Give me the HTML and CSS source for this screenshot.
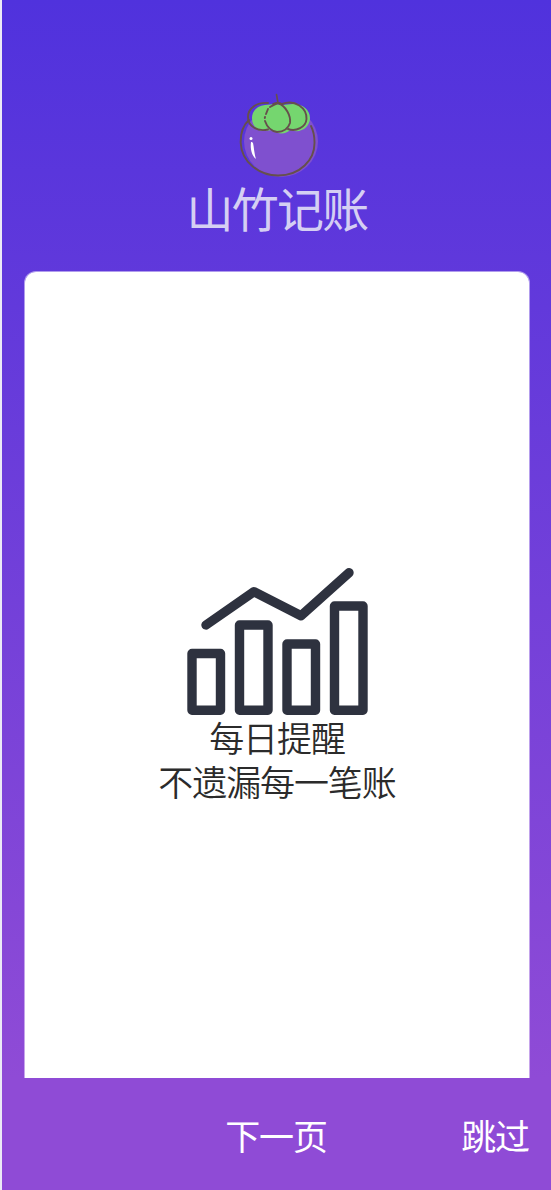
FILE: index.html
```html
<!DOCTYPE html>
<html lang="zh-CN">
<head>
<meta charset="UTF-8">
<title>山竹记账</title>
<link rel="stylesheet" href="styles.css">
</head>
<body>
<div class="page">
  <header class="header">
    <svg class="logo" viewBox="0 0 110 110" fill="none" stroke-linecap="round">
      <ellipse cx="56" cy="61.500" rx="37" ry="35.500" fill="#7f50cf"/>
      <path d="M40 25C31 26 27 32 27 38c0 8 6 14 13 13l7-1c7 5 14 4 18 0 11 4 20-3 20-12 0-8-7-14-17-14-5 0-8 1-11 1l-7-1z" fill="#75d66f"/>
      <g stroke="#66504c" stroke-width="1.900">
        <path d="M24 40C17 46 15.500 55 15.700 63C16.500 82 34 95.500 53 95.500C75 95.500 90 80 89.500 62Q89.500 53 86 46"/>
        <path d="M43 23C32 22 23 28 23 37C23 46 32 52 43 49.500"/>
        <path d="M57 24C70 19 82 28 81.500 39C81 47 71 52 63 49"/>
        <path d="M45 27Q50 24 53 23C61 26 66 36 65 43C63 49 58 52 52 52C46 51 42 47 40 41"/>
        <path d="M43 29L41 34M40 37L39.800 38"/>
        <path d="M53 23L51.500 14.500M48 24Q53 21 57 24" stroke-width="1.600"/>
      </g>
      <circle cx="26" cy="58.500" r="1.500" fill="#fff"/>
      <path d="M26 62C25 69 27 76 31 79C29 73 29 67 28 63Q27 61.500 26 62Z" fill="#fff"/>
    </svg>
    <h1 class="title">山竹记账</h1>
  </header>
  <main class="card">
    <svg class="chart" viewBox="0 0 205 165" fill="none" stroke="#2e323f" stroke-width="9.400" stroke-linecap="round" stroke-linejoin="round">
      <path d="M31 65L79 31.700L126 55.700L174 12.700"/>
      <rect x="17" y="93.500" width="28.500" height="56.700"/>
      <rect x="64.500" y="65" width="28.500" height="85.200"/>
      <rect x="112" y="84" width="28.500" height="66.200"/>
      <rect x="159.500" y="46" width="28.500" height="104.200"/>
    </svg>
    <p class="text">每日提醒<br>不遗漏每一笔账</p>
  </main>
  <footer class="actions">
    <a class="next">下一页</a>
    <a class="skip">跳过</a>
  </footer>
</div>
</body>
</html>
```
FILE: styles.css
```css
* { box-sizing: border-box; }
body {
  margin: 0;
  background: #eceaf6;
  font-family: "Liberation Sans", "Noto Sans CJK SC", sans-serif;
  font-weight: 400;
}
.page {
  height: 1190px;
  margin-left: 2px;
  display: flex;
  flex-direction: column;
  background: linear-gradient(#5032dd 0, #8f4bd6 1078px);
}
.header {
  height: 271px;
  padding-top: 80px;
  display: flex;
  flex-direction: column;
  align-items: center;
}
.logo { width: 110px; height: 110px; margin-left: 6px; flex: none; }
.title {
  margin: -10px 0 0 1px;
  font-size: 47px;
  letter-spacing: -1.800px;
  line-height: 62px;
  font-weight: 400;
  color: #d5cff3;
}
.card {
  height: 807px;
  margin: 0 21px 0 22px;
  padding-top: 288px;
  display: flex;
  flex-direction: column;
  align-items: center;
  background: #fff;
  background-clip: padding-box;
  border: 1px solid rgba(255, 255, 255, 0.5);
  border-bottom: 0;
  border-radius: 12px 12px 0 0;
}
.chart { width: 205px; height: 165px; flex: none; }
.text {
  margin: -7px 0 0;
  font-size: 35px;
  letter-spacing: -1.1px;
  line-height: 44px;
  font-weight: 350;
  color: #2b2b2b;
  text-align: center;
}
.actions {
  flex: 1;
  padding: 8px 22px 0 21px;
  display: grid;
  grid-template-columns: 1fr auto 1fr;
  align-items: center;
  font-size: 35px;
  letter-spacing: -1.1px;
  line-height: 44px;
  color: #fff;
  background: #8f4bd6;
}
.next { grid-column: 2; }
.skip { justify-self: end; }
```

---

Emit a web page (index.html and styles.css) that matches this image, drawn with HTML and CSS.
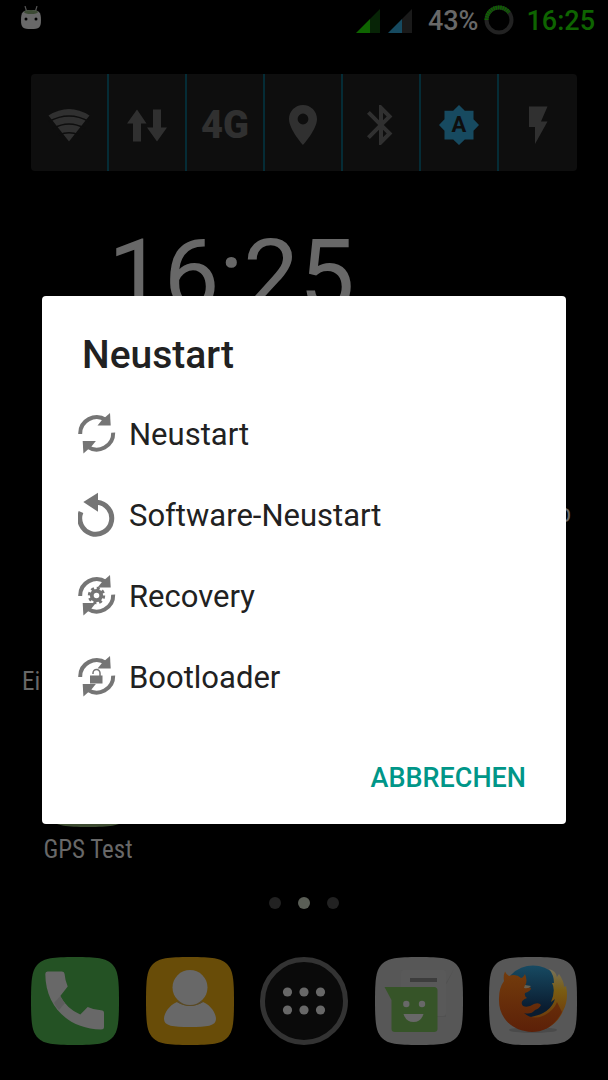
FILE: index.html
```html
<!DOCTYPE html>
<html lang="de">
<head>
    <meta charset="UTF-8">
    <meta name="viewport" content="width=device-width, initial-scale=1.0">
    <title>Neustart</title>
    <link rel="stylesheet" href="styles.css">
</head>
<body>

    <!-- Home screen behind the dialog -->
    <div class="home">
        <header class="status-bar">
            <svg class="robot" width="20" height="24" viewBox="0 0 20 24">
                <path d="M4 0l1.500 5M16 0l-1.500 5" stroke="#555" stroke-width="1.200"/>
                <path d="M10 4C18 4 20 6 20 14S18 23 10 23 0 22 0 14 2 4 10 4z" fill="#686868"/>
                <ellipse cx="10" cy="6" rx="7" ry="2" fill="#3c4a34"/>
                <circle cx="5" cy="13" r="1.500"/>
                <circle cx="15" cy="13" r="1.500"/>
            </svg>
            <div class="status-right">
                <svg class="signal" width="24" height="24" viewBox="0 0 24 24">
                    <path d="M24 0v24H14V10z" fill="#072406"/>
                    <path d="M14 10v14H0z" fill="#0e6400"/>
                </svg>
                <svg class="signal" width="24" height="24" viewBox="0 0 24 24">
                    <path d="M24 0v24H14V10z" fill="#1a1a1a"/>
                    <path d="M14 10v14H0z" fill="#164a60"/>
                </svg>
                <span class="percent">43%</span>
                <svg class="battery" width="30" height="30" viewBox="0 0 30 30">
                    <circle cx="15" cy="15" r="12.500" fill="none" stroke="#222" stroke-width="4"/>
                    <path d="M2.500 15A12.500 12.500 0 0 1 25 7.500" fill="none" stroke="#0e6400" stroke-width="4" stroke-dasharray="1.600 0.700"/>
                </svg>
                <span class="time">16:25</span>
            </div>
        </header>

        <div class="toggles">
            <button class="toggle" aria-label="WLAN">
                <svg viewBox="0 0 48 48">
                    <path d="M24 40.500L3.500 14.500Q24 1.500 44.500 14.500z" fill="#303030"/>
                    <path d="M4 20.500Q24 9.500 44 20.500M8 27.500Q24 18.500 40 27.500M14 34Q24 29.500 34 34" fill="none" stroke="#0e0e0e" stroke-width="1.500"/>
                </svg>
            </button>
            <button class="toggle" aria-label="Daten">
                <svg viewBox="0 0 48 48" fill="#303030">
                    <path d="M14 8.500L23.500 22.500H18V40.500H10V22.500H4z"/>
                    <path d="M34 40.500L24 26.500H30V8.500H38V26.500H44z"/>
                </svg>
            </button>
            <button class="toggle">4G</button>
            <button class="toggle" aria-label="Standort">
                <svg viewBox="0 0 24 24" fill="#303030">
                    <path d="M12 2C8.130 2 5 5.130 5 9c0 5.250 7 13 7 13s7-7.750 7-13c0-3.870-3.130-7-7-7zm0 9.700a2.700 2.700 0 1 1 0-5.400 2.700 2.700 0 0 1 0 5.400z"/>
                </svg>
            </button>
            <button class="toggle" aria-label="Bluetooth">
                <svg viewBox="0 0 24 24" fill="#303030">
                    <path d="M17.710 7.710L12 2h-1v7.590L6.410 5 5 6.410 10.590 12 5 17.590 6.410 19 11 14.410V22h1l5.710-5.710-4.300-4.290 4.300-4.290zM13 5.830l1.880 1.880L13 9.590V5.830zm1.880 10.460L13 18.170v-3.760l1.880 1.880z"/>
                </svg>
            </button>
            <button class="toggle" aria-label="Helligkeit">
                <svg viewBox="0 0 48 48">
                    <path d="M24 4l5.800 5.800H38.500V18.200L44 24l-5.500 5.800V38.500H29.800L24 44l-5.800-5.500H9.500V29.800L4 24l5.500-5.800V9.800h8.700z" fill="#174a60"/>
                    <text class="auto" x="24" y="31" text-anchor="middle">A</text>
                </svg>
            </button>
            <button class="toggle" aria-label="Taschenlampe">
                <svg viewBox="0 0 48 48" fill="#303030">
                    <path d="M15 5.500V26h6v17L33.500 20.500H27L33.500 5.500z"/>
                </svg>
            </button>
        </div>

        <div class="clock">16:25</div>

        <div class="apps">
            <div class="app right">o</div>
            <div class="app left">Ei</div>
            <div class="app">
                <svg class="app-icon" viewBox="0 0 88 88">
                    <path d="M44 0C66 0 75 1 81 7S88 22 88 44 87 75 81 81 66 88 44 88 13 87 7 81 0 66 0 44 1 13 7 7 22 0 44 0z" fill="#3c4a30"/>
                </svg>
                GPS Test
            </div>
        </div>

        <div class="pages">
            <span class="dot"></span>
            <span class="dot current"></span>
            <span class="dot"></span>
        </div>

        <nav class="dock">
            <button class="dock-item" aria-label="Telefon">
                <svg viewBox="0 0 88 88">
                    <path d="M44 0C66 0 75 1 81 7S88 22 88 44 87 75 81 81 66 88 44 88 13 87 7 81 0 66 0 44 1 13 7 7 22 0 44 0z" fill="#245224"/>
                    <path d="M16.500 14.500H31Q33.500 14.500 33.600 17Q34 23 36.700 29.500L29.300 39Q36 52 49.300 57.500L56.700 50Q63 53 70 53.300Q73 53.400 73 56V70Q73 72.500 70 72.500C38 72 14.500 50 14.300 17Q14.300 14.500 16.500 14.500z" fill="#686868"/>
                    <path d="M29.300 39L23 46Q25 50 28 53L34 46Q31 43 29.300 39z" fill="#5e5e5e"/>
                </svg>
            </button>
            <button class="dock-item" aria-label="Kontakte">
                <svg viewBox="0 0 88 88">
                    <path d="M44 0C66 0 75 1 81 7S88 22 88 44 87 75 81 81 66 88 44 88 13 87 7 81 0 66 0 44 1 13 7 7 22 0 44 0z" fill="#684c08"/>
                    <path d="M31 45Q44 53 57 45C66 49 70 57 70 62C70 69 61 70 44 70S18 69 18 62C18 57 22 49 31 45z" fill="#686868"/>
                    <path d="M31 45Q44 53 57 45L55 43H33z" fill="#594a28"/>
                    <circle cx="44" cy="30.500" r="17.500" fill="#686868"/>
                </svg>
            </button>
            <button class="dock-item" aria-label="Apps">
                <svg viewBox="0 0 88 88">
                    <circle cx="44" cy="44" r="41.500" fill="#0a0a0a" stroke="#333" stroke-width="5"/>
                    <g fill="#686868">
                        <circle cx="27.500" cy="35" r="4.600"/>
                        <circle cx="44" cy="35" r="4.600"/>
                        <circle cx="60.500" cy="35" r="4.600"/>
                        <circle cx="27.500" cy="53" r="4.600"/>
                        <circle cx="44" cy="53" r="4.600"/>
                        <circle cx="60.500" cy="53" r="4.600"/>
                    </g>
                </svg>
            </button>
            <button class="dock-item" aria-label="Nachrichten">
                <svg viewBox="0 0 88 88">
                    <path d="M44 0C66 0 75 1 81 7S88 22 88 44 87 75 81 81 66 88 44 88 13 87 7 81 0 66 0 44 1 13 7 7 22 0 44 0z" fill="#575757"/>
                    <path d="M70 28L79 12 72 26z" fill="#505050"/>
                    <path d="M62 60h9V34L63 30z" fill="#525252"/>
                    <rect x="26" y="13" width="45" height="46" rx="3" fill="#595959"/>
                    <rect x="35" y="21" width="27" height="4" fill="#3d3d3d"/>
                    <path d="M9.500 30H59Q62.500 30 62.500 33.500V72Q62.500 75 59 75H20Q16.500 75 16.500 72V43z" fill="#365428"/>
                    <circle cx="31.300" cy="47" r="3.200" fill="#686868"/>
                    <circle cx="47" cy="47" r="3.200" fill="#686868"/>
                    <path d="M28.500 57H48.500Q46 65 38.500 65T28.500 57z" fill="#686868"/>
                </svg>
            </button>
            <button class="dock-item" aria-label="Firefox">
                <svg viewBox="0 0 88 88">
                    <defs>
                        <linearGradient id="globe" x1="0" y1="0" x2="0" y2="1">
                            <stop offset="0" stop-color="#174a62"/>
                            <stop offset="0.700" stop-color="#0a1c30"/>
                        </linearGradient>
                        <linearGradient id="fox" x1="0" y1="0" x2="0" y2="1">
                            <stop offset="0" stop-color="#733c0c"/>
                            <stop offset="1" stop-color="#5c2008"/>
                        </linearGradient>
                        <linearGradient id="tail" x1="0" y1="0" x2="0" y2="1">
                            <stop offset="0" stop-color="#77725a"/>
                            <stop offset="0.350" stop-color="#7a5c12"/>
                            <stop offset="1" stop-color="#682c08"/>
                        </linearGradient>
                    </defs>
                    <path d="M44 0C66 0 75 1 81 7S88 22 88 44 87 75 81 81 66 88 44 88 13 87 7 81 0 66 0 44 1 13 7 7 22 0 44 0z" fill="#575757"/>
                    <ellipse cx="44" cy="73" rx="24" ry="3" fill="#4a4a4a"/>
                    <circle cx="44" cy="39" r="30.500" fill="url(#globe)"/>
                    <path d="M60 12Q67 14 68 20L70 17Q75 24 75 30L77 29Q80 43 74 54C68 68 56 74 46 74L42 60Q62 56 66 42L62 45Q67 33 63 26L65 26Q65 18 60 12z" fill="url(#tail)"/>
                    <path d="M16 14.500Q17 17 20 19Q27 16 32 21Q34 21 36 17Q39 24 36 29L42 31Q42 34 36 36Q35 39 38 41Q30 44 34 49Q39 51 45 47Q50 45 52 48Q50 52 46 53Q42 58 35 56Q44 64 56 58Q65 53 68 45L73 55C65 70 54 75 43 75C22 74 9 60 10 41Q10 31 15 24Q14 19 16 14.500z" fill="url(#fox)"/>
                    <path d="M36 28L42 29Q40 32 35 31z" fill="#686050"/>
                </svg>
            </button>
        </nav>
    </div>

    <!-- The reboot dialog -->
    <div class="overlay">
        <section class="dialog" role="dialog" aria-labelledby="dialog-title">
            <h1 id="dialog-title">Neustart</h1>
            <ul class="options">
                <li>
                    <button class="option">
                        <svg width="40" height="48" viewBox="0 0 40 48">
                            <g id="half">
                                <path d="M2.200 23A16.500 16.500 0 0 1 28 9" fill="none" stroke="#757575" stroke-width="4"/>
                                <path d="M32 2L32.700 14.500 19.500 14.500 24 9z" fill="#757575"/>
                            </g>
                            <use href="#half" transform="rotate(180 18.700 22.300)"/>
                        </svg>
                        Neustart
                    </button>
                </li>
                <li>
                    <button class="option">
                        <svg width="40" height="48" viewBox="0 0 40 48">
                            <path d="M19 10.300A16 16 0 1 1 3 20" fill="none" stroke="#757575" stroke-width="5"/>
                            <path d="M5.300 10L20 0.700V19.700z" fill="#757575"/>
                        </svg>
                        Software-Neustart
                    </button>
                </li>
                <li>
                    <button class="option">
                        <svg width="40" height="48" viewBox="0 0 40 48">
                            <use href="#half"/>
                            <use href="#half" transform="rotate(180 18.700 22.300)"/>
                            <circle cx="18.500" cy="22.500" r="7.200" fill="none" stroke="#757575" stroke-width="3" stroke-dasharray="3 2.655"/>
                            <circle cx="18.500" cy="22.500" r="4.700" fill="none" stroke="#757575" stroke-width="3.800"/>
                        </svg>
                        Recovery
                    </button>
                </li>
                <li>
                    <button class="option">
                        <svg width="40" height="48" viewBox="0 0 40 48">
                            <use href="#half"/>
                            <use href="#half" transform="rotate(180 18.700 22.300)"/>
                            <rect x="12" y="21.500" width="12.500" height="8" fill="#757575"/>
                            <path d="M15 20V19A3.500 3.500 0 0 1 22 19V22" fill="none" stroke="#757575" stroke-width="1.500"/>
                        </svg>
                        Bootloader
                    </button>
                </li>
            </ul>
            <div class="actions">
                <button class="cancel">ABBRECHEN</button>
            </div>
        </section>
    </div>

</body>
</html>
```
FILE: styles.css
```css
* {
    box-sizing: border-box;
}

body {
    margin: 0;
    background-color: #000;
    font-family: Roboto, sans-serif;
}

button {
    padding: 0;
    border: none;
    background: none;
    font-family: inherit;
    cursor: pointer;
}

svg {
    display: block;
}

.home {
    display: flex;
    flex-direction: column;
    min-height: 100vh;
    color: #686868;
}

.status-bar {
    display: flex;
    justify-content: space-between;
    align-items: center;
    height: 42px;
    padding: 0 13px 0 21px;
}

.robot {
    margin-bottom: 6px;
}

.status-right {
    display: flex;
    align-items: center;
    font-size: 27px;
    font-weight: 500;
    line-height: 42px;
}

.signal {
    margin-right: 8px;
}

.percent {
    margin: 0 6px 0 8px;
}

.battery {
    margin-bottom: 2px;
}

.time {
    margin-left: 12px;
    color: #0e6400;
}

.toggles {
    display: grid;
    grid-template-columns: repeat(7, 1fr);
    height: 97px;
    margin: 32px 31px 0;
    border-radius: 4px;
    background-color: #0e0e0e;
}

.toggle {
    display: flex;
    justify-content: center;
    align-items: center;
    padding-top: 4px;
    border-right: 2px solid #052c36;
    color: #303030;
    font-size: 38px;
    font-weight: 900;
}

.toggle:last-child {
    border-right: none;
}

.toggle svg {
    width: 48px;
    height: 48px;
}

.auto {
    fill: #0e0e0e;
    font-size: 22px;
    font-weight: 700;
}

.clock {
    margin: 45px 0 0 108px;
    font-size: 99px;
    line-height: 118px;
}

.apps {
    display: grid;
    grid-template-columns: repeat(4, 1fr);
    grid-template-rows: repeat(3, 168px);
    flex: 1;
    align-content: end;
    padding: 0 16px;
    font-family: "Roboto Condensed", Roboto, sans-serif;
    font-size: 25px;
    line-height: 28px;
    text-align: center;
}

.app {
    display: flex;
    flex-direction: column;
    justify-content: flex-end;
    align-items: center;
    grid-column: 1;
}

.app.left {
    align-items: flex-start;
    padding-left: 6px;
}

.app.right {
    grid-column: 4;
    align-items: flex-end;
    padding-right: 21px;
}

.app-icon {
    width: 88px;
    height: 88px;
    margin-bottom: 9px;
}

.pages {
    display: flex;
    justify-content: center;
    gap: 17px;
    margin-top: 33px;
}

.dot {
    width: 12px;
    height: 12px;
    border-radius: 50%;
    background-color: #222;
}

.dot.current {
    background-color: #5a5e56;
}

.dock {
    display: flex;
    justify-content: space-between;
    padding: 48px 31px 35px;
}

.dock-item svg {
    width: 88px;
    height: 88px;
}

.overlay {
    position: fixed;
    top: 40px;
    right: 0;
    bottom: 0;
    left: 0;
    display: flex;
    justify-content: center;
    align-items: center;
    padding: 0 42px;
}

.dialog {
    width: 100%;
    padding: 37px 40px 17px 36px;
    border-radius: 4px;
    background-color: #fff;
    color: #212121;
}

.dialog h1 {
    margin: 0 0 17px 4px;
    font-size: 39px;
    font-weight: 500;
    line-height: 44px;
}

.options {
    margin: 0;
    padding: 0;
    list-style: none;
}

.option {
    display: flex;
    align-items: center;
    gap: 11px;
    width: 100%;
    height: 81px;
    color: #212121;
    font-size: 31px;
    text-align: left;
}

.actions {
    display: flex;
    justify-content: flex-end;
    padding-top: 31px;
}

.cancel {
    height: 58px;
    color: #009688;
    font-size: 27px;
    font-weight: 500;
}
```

Given request: Wherever "styles" shows up in a line, copy that line.

The output:
<link rel="stylesheet" href="styles.css">
FILE: styles.css
Emit a web page (index.html and styles.css) that matches this image, drawn with HTML and CSS.
    <link rel="stylesheet" href="styles.css">
FILE: styles.css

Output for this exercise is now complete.